[Given task]
State the number of lines below in which the word "that" appears. Nothing else belongs in the answer.

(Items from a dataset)
■ ■ ■ ■ ■ ■ ■
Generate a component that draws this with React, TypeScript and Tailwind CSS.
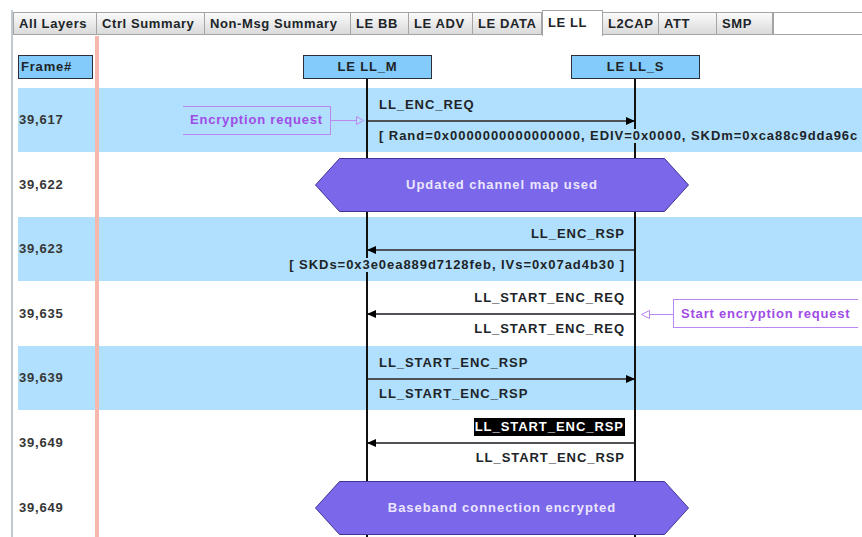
import React from "react";

const tabs = [
  { name: "All Layers", w: "w-[84px] border-l" },
  { name: "Ctrl Summary", w: "w-[108px]" },
  { name: "Non-Msg Summary", w: "w-[146px]" },
  { name: "LE BB", w: "w-[58px]" },
  { name: "LE ADV", w: "w-[64px]" },
  { name: "LE DATA", w: "w-[69px]" },
  { name: "LE LL", w: "w-[61px]", active: true },
  { name: "L2CAP", w: "w-[56px]" },
  { name: "ATT", w: "w-[58px]" },
  { name: "SMP", w: "w-[56px]" },
];

const Label = ({
  text,
  right,
  blue,
  hilite,
  className = "",
}: {
  text: string;
  right: boolean;
  blue: boolean;
  hilite?: boolean;
  className?: string;
}) => (
  <div
    className={`flex h-[14px] items-center ${
      right ? "justify-start pl-[12px]" : "justify-end pr-[10px]"
    } ${className}`}
  >
    <span
      className={`relative z-[2] shrink-0 whitespace-nowrap leading-[14px] ${
        hilite
          ? "bg-black px-[1px] py-[2px] text-white"
          : blue
          ? "bg-[#b0e0fd]"
          : "bg-white"
      }`}
    >
      {text}
    </span>
  </div>
);

const Message = ({
  dir,
  top,
  bottom,
  blue,
  hilite,
}: {
  dir: "right" | "left";
  top: string;
  bottom: string;
  blue: boolean;
  hilite?: boolean;
}) => {
  const right = dir === "right";
  return (
    <div className="flex w-[268px] shrink-0 flex-col">
      <Label text={top} right={right} blue={blue} hilite={hilite} />
      <div className="relative mt-[8px] h-[2px] bg-[#4f5358]">
        {right ? (
          <div className="absolute right-0 top-1/2 z-[2] h-0 w-0 -translate-y-1/2 border-y-[4px] border-l-[9px] border-y-transparent border-l-black" />
        ) : (
          <div className="absolute left-0 top-1/2 z-[2] h-0 w-0 -translate-y-1/2 border-y-[4px] border-r-[9px] border-y-transparent border-r-black" />
        )}
      </div>
      <Label text={bottom} right={right} blue={blue} className="mt-[7px]" />
    </div>
  );
};

const Hex = ({ text }: { text: string }) => (
  <div className="relative z-[2] ml-[216px] h-[54px] w-[374px] shrink-0">
    <svg width="374" height="54" className="absolute inset-0">
      <polygon
        points="24.5,0.5 349.5,0.5 373.5,27 349.5,53.5 24.5,53.5 0.5,27"
        fill="#7a67e9"
        stroke="#3f3596"
      />
    </svg>
    <div className="relative flex h-full items-center justify-center text-[#ece6ff]">
      {text}
    </div>
  </div>
);

const Row = ({
  frame,
  blue,
  h,
  children,
}: {
  frame: string;
  blue?: boolean;
  h: string;
  children: React.ReactNode;
}) => (
  <div className={`flex shrink-0 ${h} ${blue ? "bg-[#b0e0fd]" : "bg-white"}`}>
    <div className="flex w-[77px] items-center pl-[1px] tracking-[0.8px] text-[#363636]">{frame}</div>
    <div className="w-[4px] bg-[#f6b8ad]" />
    <div className="flex flex-1 items-center">{children}</div>
  </div>
);

export default function App() {
  return (
    <div className="h-[537px] w-[862px] overflow-hidden bg-white pl-[11px] pt-[10px] font-['Liberation_Sans',Arial,sans-serif] text-[13px] font-bold tracking-[0.95px] text-[#202428]">
      <div className="flex h-full flex-col border-l-2 border-[#c3c9d1]">
        {/* tab strip */}
        <div className="flex h-[26px] shrink-0 items-start tracking-[0.6px]">
          {tabs.map((t) =>
            t.active ? (
              <div
                key={t.name}
                className={`${t.w} h-[26px] shrink-0 whitespace-nowrap border-x border-t border-[#9ea4aa] bg-white px-[5px] pt-[5px] leading-[14px]`}
              >
                {t.name}
              </div>
            ) : (
              <div
                key={t.name}
                className={`${t.w} mt-[2px] h-[23px] shrink-0 overflow-hidden whitespace-nowrap border-y border-r border-[#a4a4a4] bg-linear-to-b from-[#fbfbfb] to-[#dadada] px-[5px] leading-[21px]`}
              >
                {t.name}
              </div>
            )
          )}
          <div className="mt-[2px] h-[23px] flex-1 border-y border-l border-[#a4a4a4] bg-white" />
        </div>

        {/* sequence chart */}
        <div className="relative flex-1 pl-[5px]">
          <div className="flex h-[52px] tracking-[0.8px]">
            <div className="w-[77px] pt-[19px]">
              <div className="h-[24px] w-[75px] border border-[#2c2f38] bg-[#82cbfa] pl-[2px] leading-[22px]">
                Frame#
              </div>
            </div>
            <div className="w-[4px] bg-[#f6b8ad]" />
            <div className="flex flex-1 pt-[19px]">
              <div className="ml-[204px] h-[24px] w-[129px] border border-[#2c2f38] bg-[#82cbfa] text-center leading-[22px]">
                LE LL_M
              </div>
              <div className="ml-[139px] h-[24px] w-[129px] border border-[#2c2f38] bg-[#82cbfa] text-center leading-[22px]">
                LE LL_S
              </div>
            </div>
          </div>

          <Row frame="39,617" blue h="h-[64px]">
            <div className="w-[84px] shrink-0" />
            <div className="flex h-[29px] w-[148px] shrink-0 items-center border-y border-r border-[#bb88f2] pl-[7px] tracking-[0.8px] text-[#a04ce6]">
              Encryption request
            </div>
            <svg width="36" height="12" className="shrink-0">
              <line x1="0" y1="6.5" x2="25" y2="6.5" stroke="#bb88f2" />
              <polygon points="25.5,2.5 32.5,6.5 25.5,10.5" fill="none" stroke="#bb88f2" />
            </svg>
            <Message
              dir="right"
              blue
              top="LL_ENC_REQ"
              bottom="[ Rand=0x0000000000000000, EDIV=0x0000, SKDm=0xca88c9dda96c"
            />
          </Row>

          <Row frame="39,622" h="h-[65px]">
            <Hex text="Updated channel map used" />
          </Row>

          <Row frame="39,623" blue h="h-[64px]">
            <div className="w-[268px] shrink-0" />
            <Message
              dir="left"
              blue
              top="LL_ENC_RSP"
              bottom="[ SKDs=0x3e0ea889d7128feb, IVs=0x07ad4b30 ]"
            />
          </Row>

          <Row frame="39,635" h="h-[65px]">
            <div className="w-[268px] shrink-0" />
            <Message dir="left" blue={false} top="LL_START_ENC_REQ" bottom="LL_START_ENC_REQ" />
            <svg width="38" height="12" className="shrink-0">
              <polygon points="6.5,6.5 14.5,2.5 14.5,10.5" fill="none" stroke="#bb88f2" />
              <line x1="14.5" y1="6.5" x2="38" y2="6.5" stroke="#bb88f2" />
            </svg>
            <div className="flex h-[29px] w-[185px] shrink-0 items-center border-y border-l border-[#bb88f2] pl-[7px] tracking-[0.8px] text-[#a04ce6]">
              Start encryption request
            </div>
          </Row>

          <Row frame="39,639" blue h="h-[64px]">
            <div className="w-[268px] shrink-0" />
            <Message dir="right" blue top="LL_START_ENC_RSP" bottom="LL_START_ENC_RSP" />
          </Row>

          <Row frame="39,649" h="h-[65px]">
            <div className="w-[268px] shrink-0" />
            <Message
              dir="left"
              blue={false}
              hilite
              top="LL_START_ENC_RSP"
              bottom="LL_START_ENC_RSP"
            />
          </Row>

          <Row frame="39,649" h="h-[65px]">
            <Hex text="Baseband connection encrypted" />
          </Row>

          {/* lifelines */}
          <div className="absolute bottom-0 left-[353px] top-[43px] z-[1] w-[2px] bg-[#111]" />
          <div className="absolute bottom-0 left-[621px] top-[43px] z-[1] w-[2px] bg-[#111]" />
        </div>
      </div>
    </div>
  );
}
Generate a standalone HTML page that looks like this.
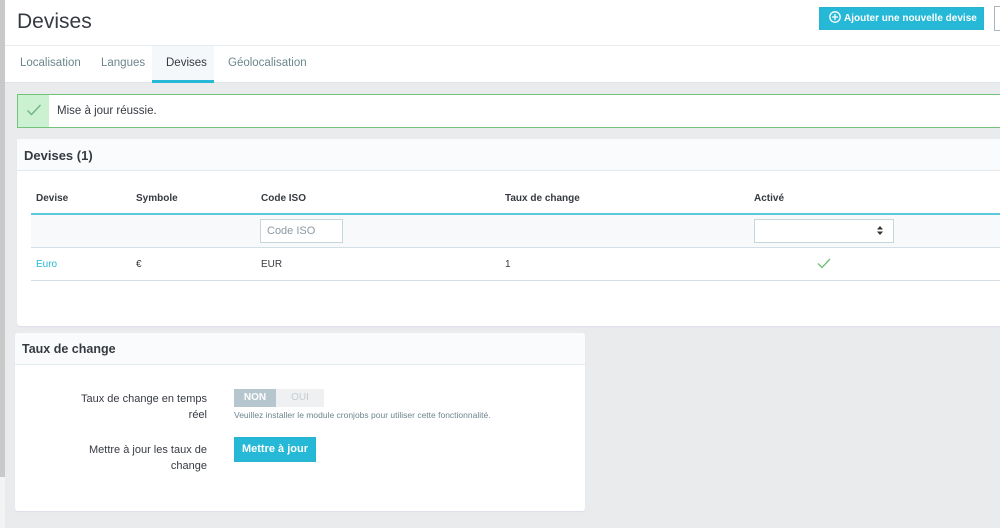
<!DOCTYPE html><html><head><meta charset="utf-8"><style>
*{box-sizing:border-box;margin:0;padding:0}
body{width:1000px;height:528px;overflow:hidden;background:#eaebec;font-family:"Liberation Sans",sans-serif;color:#363a41;position:relative;font-size:12px}
.a{position:absolute;white-space:nowrap}
</style></head><body>
<div class="a" style="left:0;top:0;width:5px;height:477px;background:#c9c9c9"></div>
<div class="a" style="left:0;top:477px;width:5px;height:51px;background:#f3f3f3"></div>
<div class="a" style="left:5px;top:0;width:995px;height:83px;background:#fff;border-bottom:1px solid #dde2e6"></div>
<div class="a" style="left:5px;top:45px;width:995px;height:1px;background:#e8ebee"></div>
<div class="a" style="left:17px;top:10px;font-size:21px;color:#363a41">Devises</div>
<div class="a" style="left:819px;top:7px;width:165px;height:23px;background:#25b9d7;color:#fff;font-weight:bold;font-size:10px;line-height:21px;padding-left:9px;border:1px solid #2ab3cf;overflow:hidden">
<svg width="12" height="12" viewBox="0 0 12 12" style="vertical-align:-2px;margin-right:3px"><circle cx="6" cy="6" r="5.2" fill="none" stroke="#fff" stroke-width="1.3"/><path d="M6 3v6M3 6h6" stroke="#fff" stroke-width="1.3"/></svg>Ajouter une nouvelle devise</div>
<div class="a" style="left:994px;top:6px;width:20px;height:25px;border:1px solid #aab4bb;background:#fff"></div>
<div class="a" style="left:152px;top:46px;width:62px;height:37px;background:#f4f8fa;border-bottom:3px solid #25b9d7"></div>
<div class="a" style="left:20px;top:57px;font-size:11.5px;color:#6c868e">Localisation</div>
<div class="a" style="left:101px;top:57px;font-size:11.5px;color:#6c868e">Langues</div>
<div class="a" style="left:166px;top:57px;font-size:11.5px;color:#363a41">Devises</div>
<div class="a" style="left:228px;top:57px;font-size:11.5px;color:#6c868e">Géolocalisation</div>
<div class="a" style="left:17px;top:94px;width:990px;height:34px;background:#fff;border:1px solid #72c279"></div>
<div class="a" style="left:18px;top:95px;width:31px;height:32px;background:#cbf0d2"></div>
<svg class="a" style="left:26px;top:103px" width="16" height="14" viewBox="0 0 16 14"><path d="M1.5 7.5l4 4L14.5 2" fill="none" stroke="#70b580" stroke-width="1.4"/></svg>
<div class="a" style="left:57px;top:105px;font-size:11.5px">Mise à jour réussie.</div>
<div class="a" style="left:17px;top:139px;width:990px;height:187px;background:#fff;border-radius:3px;box-shadow:0 1px 1px #dde"></div>
<div class="a" style="left:17px;top:139px;width:990px;height:32px;background:#fafbfc;border-bottom:1px solid #e3eaee"></div>
<div class="a" style="left:24px;top:148px;font-size:13px;font-weight:bold;color:#363a41">Devises (1)</div>
<div class="a" style="top:193px;left:36px;font-size:10px;font-weight:bold">Devise</div>
<div class="a" style="top:193px;left:136px;font-size:10px;font-weight:bold">Symbole</div>
<div class="a" style="top:193px;left:261px;font-size:10px;font-weight:bold">Code ISO</div>
<div class="a" style="top:193px;left:505px;font-size:10px;font-weight:bold">Taux de change</div>
<div class="a" style="top:193px;left:754px;font-size:10px;font-weight:bold">Activé</div>
<div class="a" style="left:31px;top:213px;width:970px;height:2px;background:#5bc8de"></div>
<div class="a" style="left:31px;top:215px;width:970px;height:33px;background:#f8f9fb;border-bottom:1px solid #d3dfe5"></div>
<div class="a" style="left:260px;top:219px;width:83px;height:24px;background:#fff;border:1px solid #c7d6db;color:#8a9aa2;font-size:11px;line-height:22px;padding-left:6px">Code ISO</div>
<div class="a" style="left:754px;top:219px;width:140px;height:24px;background:#fff;border:1px solid #c7d6db"></div>
<svg class="a" style="left:877px;top:226px" width="6" height="9" viewBox="0 0 6 9"><path d="M0 3.5L3 0L6 3.5ZM0 5.5L3 9L6 5.5Z" fill="#333"/></svg>
<div class="a" style="left:36px;top:259px;font-size:10px;color:#25b9d7">Euro</div>
<div class="a" style="left:136px;top:259px;font-size:10px">€</div>
<div class="a" style="left:261px;top:259px;font-size:10px">EUR</div>
<div class="a" style="left:505px;top:259px;font-size:10px">1</div>
<svg class="a" style="left:817px;top:258px" width="14" height="11" viewBox="0 0 14 11"><path d="M1 5.5l4 4L13 1" fill="none" stroke="#72c279" stroke-width="1.4"/></svg>
<div class="a" style="left:31px;top:280px;width:970px;height:1px;background:#d3dfe5"></div>
<div class="a" style="left:15px;top:333px;width:570px;height:178px;background:#fff;border-radius:3px;box-shadow:0 1px 1px #dde"></div>
<div class="a" style="left:15px;top:333px;width:570px;height:32px;background:#fafbfc;border-bottom:1px solid #e3eaee;border-radius:3px 3px 0 0"></div>
<div class="a" style="left:22px;top:342px;font-size:12.5px;font-weight:bold">Taux de change</div>
<div class="a" style="left:60px;top:391px;width:147px;text-align:right;font-size:11px;line-height:16px">Taux de change en temps<br>réel</div>
<div class="a" style="left:234px;top:389px;width:42px;height:18px;background:#b6c6ce;color:#fff;font-size:10px;line-height:18px;text-align:center;font-weight:bold">NON</div>
<div class="a" style="left:276px;top:389px;width:48px;height:18px;background:#eef0f2;color:#c5ccd0;font-size:10px;line-height:18px;text-align:center">OUI</div>
<div class="a" style="left:234px;top:410px;font-size:8.5px;color:#6c868e">Veuillez installer le module cronjobs pour utiliser cette fonctionnalité.</div>
<div class="a" style="left:60px;top:442px;width:147px;text-align:right;font-size:11px;line-height:16px">Mettre à jour les taux de<br>change</div>
<div class="a" style="left:234px;top:437px;width:82px;height:25px;background:#25b9d7;color:#fff;font-weight:bold;font-size:11px;line-height:23px;text-align:center;border:1px solid #2ab3cf">Mettre à jour</div>
</body></html>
■ ■ ■ ■ ■ ■ ■
[Task output]
2